倉野立人のブログです。

日々の思いを、訥々と。

青木島遊園地存廃問題 =この無念を引き継いで=

2023-04-30 | 日記

大きな社会問題となった「青木島遊園地存廃問題」ですが、この遊園地について、子どもの居場所として 施設(遊園地)の存続を願うべく設立された「青木島遊園地の存続を願う住民有志の会」が会議を開き 参加させていただきました。

 

この件については、これまで問題発生以来 随時に亘りレポートしてまいりましたが、さまざまな経過を経て 最終的に「青木島遊園地は廃止」との結論に至ってしまったのは ご案内のとおりであり、かえすがえすも残念極まりないところであります。

そのうえで(これも みなさんご案内のとおりですが)前掲の〝さまざまな経緯〟の中で、市行政における 一口では言い表せることができないような様々な課題が散見…というよりも遍在していた(いる)ことが明らかになりました。

このこと(諸課題)についても かなりの頻度で触れておりますが、一部の住民(世帯)から発せられた 子どもの声(音)に対する苦情に対する市(所管課)の初期対応の誤り(行き違い)や、関係する人(者)たちが 保身ともいえる〝つじつま合わせ〟に走ったことで、結果 一番大切にしなければならない子どものことを後回しにし続けたあげく、子どもの欠かせぬ居場所である遊園地を廃止することになってしまったのです。

しかしながら 逆に言えば、今回の問題が明るみに出たことで 市行政に対し毅然と向き合い、遊園地の存続を求める市民運動が蜂起(ほうき)、そしてそのことにより前掲のような 市の、いわば膿(うみ)のようになっていた(いる)問題を炙(あぶ)り出しにしたこともまた事実であります。

今回の一連の経過を踏まえ、私たちは 市政に対する認識を新たにし〝△△ありき〟で行政運営が行なわれないよう、そのためのつじつま合わせのような〝悪しき官主導〟とならないよう チェック機能の精度を高めてゆくべきことを強く認識したところでありました。

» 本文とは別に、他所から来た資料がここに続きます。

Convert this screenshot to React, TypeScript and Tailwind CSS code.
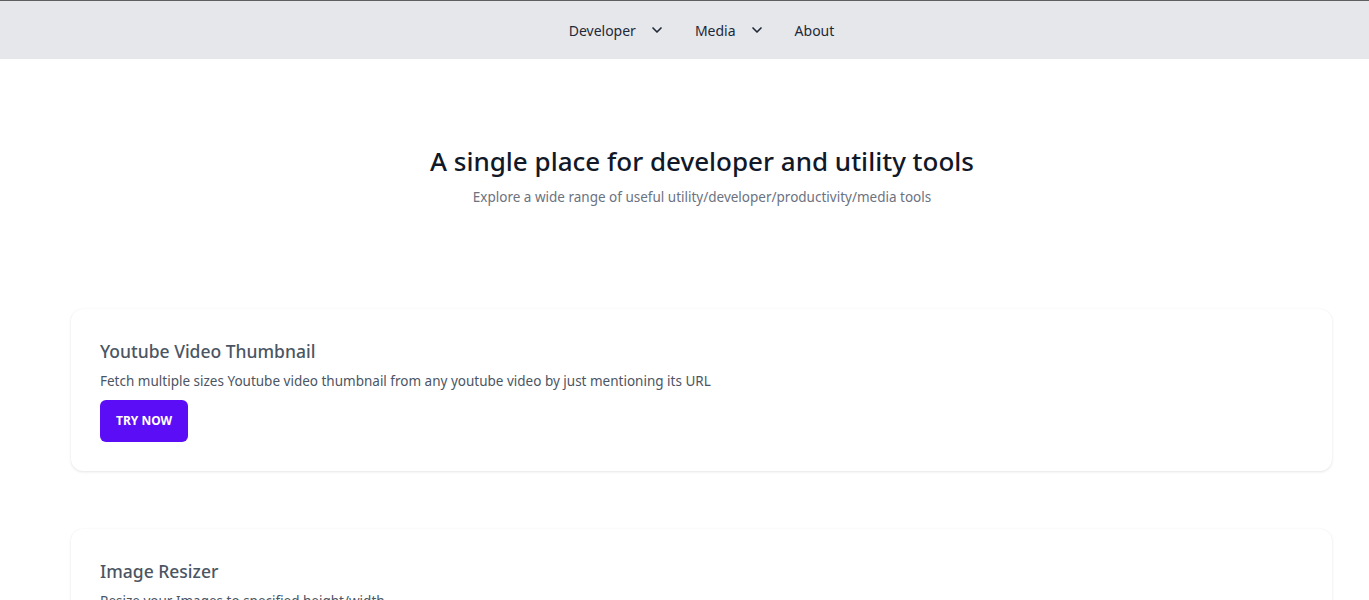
import { ChevronDown } from "lucide-react";

const tools = [
  {
    title: "Youtube Video Thumbnail",
    desc: "Fetch multiple sizes Youtube video thumbnail from any youtube video by just mentioning its URL",
  },
  {
    title: "Image Resizer",
    desc: "Resize your Images to specified height/width",
  },
  {
    title: "JSON Formatter",
    desc: "Format and validate your JSON data",
  },
];

export default function App() {
  return (
    <div className="min-h-screen bg-white font-['Noto_Sans','Open_Sans',sans-serif]">
      {/* Nav */}
      <nav className="h-[59px] bg-[#e5e7eb] border-t border-[#5f5f5f] flex items-center justify-center pl-[34px]">
        <ul className="flex items-center gap-[30px] text-[14px] text-[#1f2937]">
          <li className="flex items-center gap-[13px]">
            Developer <ChevronDown size={16} strokeWidth={2.5} />
          </li>
          <li className="flex items-center gap-[13px]">
            Media <ChevronDown size={16} strokeWidth={2.5} />
          </li>
          <li>About</li>
        </ul>
      </nav>

      {/* Hero */}
      <header className="pt-[84px] pl-[35px] text-center">
        <h1 className="text-[26px] leading-[36px] font-medium text-[#111827]">
          A single place for developer and utility tools
        </h1>
        <p className="mt-[8px] text-[13.5px] text-[#6b7280]">
          Explore a wide range of useful utility/developer/productivity/media tools
        </p>
      </header>

      {/* Cards */}
      <main className="pl-[71px] pr-[37px] pt-[102px] flex flex-col gap-[58px] pb-10">
        {tools.map((t) => (
          <section
            key={t.title}
            className="rounded-[12px] bg-white shadow-[0_1px_3px_rgba(0,0,0,0.1),0_0_1px_rgba(0,0,0,0.05)] px-[29px] pt-[30px] pb-[29px]"
          >
            <h2 className="text-[17.5px] leading-[24px] font-medium text-[#4b5563]">{t.title}</h2>
            <p className="mt-[8px] text-[13.5px] leading-[20px] text-[#4b5563]">{t.desc}</p>
            <button className="mt-[9px] h-[42px] px-[16px] rounded-[6px] bg-[#5b0ef5] text-white text-[12px] font-bold">
              TRY NOW
            </button>
          </section>
        ))}
      </main>
    </div>
  );
}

また、このことは 内外に大きな反響を呼び、さきには 国会の場(内閣官房所管の「こども未来戦略会議」)で「子どもの声(音)は騒音ではない」を定義(法制化)とすべきことが議論されることになるなど、そういう面では いわば物理的には遊園地は廃止になったものの、このことに対する市民運動に端を発した取り組みは 私たちに課題と共に 大きな教訓を与えてくれたものと考えるところでした。

 

 

・・・・・・。

そのような分析がある一方、会のリーダー もっと言えば父親的存在として会をまとめ牽引してくださったKさんは、非常に厳しい自己分析をされておられたのでした。

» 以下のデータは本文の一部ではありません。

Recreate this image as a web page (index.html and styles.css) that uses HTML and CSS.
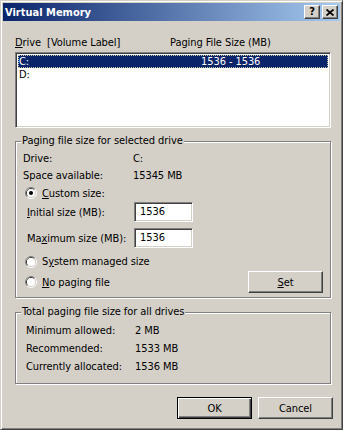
FILE: index.html
```html
<!DOCTYPE html>
<html>
<head>
<meta charset="utf-8">
<link rel="stylesheet" href="styles.css">
</head>
<body>
<div class="window">
  <div class="titlebar">
    <span class="title">Virtual Memory</span>
    <div class="tb-buttons">
      <span class="tb-btn help">?</span>
      <span class="tb-btn close"><svg width="8" height="7" viewBox="0 0 8 7"><path d="M0.5 0.5 L7.5 6.5 M7.5 0.5 L0.5 6.5" stroke="#000" stroke-width="1.7" fill="none"/></svg></span>
    </div>
  </div>
  <div class="content">
    <div class="list-head">
      <span class="col-drive"><u>D</u>rive&nbsp;&nbsp;[Volume Label]</span>
      <span class="col-size">Paging File Size (MB)</span>
    </div>
    <div class="listbox">
      <div class="row selected"><span class="c1">C:</span><span class="c2">1536 - 1536</span></div>
      <div class="row"><span class="c1">D:</span><span class="c2"></span></div>
    </div>

    <fieldset class="group g1">
      <legend>Paging file size for selected drive</legend>
      <div class="line h16"><span class="lbl">Drive:</span><span class="val">C:</span></div>
      <div class="line h18"><span class="lbl">Space available:</span><span class="val">15345 MB</span></div>
      <div class="line h18">
        <svg class="radio" width="12" height="12" viewBox="0 0 12 12"><path d="M2.11 9.89 A5.5 5.5 0 0 1 9.89 2.11" stroke="#808080" fill="none"/><path d="M9.89 2.11 A5.5 5.5 0 0 1 2.11 9.89" stroke="#fff" fill="none"/><path d="M2.82 9.18 A4.5 4.5 0 0 1 9.18 2.82" stroke="#404040" fill="none"/><path d="M9.18 2.82 A4.5 4.5 0 0 1 2.82 9.18" stroke="#d4d0c8" fill="none"/><circle cx="6" cy="6" r="4" fill="#fff"/><circle cx="6" cy="6" r="2" fill="#000"/></svg>
        <span class="rlabel"><u>C</u>ustom size:</span>
      </div>
      <div class="line h20">
        <span class="lbl ind"><u>I</u>nitial size (MB):</span>
        <span class="field">1536</span>
      </div>
      <div class="line h20 gap6">
        <span class="lbl ind">Ma<u>x</u>imum size (MB):</span>
        <span class="field">1536</span>
      </div>
      <div class="line h19 gap4">
        <svg class="radio" width="12" height="12" viewBox="0 0 12 12"><path d="M2.11 9.89 A5.5 5.5 0 0 1 9.89 2.11" stroke="#808080" fill="none"/><path d="M9.89 2.11 A5.5 5.5 0 0 1 2.11 9.89" stroke="#fff" fill="none"/><path d="M2.82 9.18 A4.5 4.5 0 0 1 9.18 2.82" stroke="#404040" fill="none"/><path d="M9.18 2.82 A4.5 4.5 0 0 1 2.82 9.18" stroke="#d4d0c8" fill="none"/><circle cx="6" cy="6" r="4" fill="#fff"/></svg>
        <span class="rlabel">S<u>y</u>stem managed size</span>
      </div>
      <div class="line h22">
        <svg class="radio" width="12" height="12" viewBox="0 0 12 12"><path d="M2.11 9.89 A5.5 5.5 0 0 1 9.89 2.11" stroke="#808080" fill="none"/><path d="M9.89 2.11 A5.5 5.5 0 0 1 2.11 9.89" stroke="#fff" fill="none"/><path d="M2.82 9.18 A4.5 4.5 0 0 1 9.18 2.82" stroke="#404040" fill="none"/><path d="M9.18 2.82 A4.5 4.5 0 0 1 2.82 9.18" stroke="#d4d0c8" fill="none"/><circle cx="6" cy="6" r="4" fill="#fff"/></svg>
        <span class="rlabel"><u>N</u>o paging file</span>
        <span class="btn set"><u>S</u>et</span>
      </div>
    </fieldset>

    <fieldset class="group g2">
      <legend>Total paging file size for all drives</legend>
      <div class="line h18"><span class="lbl t2">Minimum allowed:</span><span class="val">2 MB</span></div>
      <div class="line h18"><span class="lbl t2">Recommended:</span><span class="val">1533 MB</span></div>
      <div class="line h18"><span class="lbl t2">Currently allocated:</span><span class="val">1536 MB</span></div>
    </fieldset>

    <div class="actions">
      <span class="btn default">OK</span>
      <span class="btn">Cancel</span>
    </div>
  </div>
</div>
</body>
</html>
```

FILE: styles.css
```css
html, body {
  margin: 0;
  padding: 0;
  background: #d4d0c8;
}
body {
  font-family: "DejaVu Sans Condensed", "DejaVu Sans", sans-serif;
  font-stretch: condensed;
  font-size: 11px;
  letter-spacing: -0.08px;
  color: #000;
}
u { text-decoration: underline; text-underline-offset: 1px; }

.window {
  width: 343px;
  height: 430px;
  box-sizing: border-box;
  background: #d4d0c8;
  border: 1px solid;
  border-color: #d4d0c8 #404040 #404040 #d4d0c8;
  box-shadow: inset 1px 1px 0 #fff, inset -1px -1px 0 #808080;
  padding: 2px;
  display: flex;
  flex-direction: column;
  overflow: hidden;
}

.titlebar {
  height: 18px;
  display: flex;
  align-items: center;
  background: linear-gradient(to right, #0a246a, #a6caf0);
  color: #fff;
  padding-left: 2px;
}
.title {
  font-weight: bold;
  font-size: 11px;
  letter-spacing: 0;
  flex: 1;
}
.tb-buttons {
  display: flex;
  gap: 2px;
  margin-right: 2px;
}
.tb-btn {
  width: 16px;
  height: 14px;
  box-sizing: border-box;
  background: #d4d0c8;
  border: 1px solid;
  border-color: #fff #404040 #404040 #fff;
  box-shadow: inset -1px -1px 0 #808080;
  display: flex;
  align-items: center;
  justify-content: center;
  color: #000;
}
.tb-btn.help {
  font-family: "DejaVu Sans", sans-serif;
  font-weight: bold;
  font-size: 11px;
  line-height: 12px;
}

.content {
  flex: 1;
  display: flex;
  flex-direction: column;
  padding: 0 9px 0 12px;
}

.list-head {
  display: flex;
  height: 13px;
  line-height: 13px;
  margin-top: 15px;
}
.col-drive { width: 155px; }

.listbox {
  margin-top: 3px;
  height: 76px;
  box-sizing: border-box;
  background: #fff;
  border: 1px solid;
  border-color: #808080 #fff #fff #808080;
  box-shadow: inset 1px 1px 0 #404040, inset -1px -1px 0 #d4d0c8;
  padding: 2px 2px;
}
.row {
  display: flex;
  height: 13px;
  line-height: 13px;
}
.row .c1 { width: 182px; padding-left: 1px; }
.row.selected {
  background: #0a246a;
  color: #fff;
  outline: 1px dotted #c8c8b0;
  outline-offset: -1px;
}

.group {
  margin: 6px 0 0 0;
  padding: 2px 6px 4px 7px;
  border: 1px solid #808080;
  box-shadow: inset 1px 1px 0 #fff, 1px 1px 0 #fff;
  min-inline-size: 0;
}
.group legend {
  line-height: 14px;
  padding: 0 1px;
  margin-left: -2px;
  background: #d4d0c8;
}
.g2 {
  margin-top: 7px;
  padding-bottom: 8px;
}

.line {
  display: flex;
  align-items: center;
}
.h16 { height: 16px; }
.h18 { height: 18px; }
.h19 { height: 19px; }
.h20 { height: 20px; }
.h22 { height: 22px; }
.gap6 { margin-top: 6px; }
.gap4 { margin-top: 4px; }

.lbl { width: 110px; }
.lbl.ind { width: 107px; margin-left: 4px; }
.lbl.t2 { width: 109px; margin-left: 3px; }

.radio { margin-left: 2px; margin-right: 5px; flex: none; }

.field {
  width: 59px;
  height: 20px;
  box-sizing: border-box;
  background: #fff;
  border: 1px solid;
  border-color: #808080 #fff #fff #808080;
  box-shadow: inset 1px 1px 0 #404040, inset -1px -1px 0 #d4d0c8;
  padding-left: 5px;
  line-height: 18px;
}

.btn {
  width: 75px;
  height: 22px;
  box-sizing: border-box;
  background: #d4d0c8;
  border: 1px solid;
  border-color: #fff #404040 #404040 #fff;
  box-shadow: inset -1px -1px 0 #808080;
  display: flex;
  align-items: center;
  justify-content: center;
}
.btn.default {
  border-color: #000;
  box-shadow: inset 1px 1px 0 #fff, inset -1px -1px 0 #404040, inset -2px -2px 0 #808080;
}
.btn.set { margin-left: auto; margin-right: 1px; }

.actions {
  display: flex;
  justify-content: flex-end;
  gap: 6px;
  margin-top: 13px;
  margin-right: -2px;
}
```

「今回のことで 市行政におけるさまざまなこと(課題)が見えてきたのは分かる。私もそう思う。」

「けれど。」とKさんは言葉を続けました。

「実際には、私たちは 青木島遊園地を存続させることができなかった。このことは、存続を願って立ち上げられた会の目的を果たすことができなかったことを表(あらわ)している。そして そうなってしまったことは、ひとえに会の代表である私の力不足に尽きる。」と、悲壮なほど簡潔に総括しておられたのでした。

それを聞いた 私や出席者は、Kさんの無念さを痛いほど感じ 胸が塞(ふさ)がる思いがしたところでありました。こちらの方こそ、力不足をお詫びしなければならないのに。

 

で…この種の問題であれば ややもすると市行政と対決姿勢を鮮明にしての〝抗議活動〟的な活動になるところですが、Kさんは争いの構図を良しとせず あくまで対話型・話し合いと議論の積み重ねをもって存続を実現しようという、いわば良識のうちに目的を達成するよう尽力されたのです。

しかし、誰がどう考えても「良識」であるハズの 遊園地存続の願いは、市行政に届く(響く)ことはありませんでした。

Kさんの無念とは、いわば力(ちから)づくの戦いに敗れた者の悔しさではなく「市民の良識」が 相手(市行政)に通じなかったことへの虚無感に他ならないと思います。

これだけ多くの市民が遊園地の存続を願い、その願意が いかに良識のものであっても、為政者は自分たちのための理屈を正当化し 事業をゴリ押ししてしまうものなのか。

 

私を含め周囲の者は、Kさんの潔(いさぎよ)いとも言える〝敗戦の弁〟に抗(あらが)うことはできませんでした。

何という責任感の強さでありましょう。

 

しかし 私たちは、Kさんの心からにじみ出た「無念の思い」をシッカリと受け止め これからの子どもの健全な放課後の居場所づくりに向けて、不断の取り組みを続けてゆかなければなりません。

 

Kさんの いわば絞り出すような弁を聞き、思いを新たにいたしたところでありました。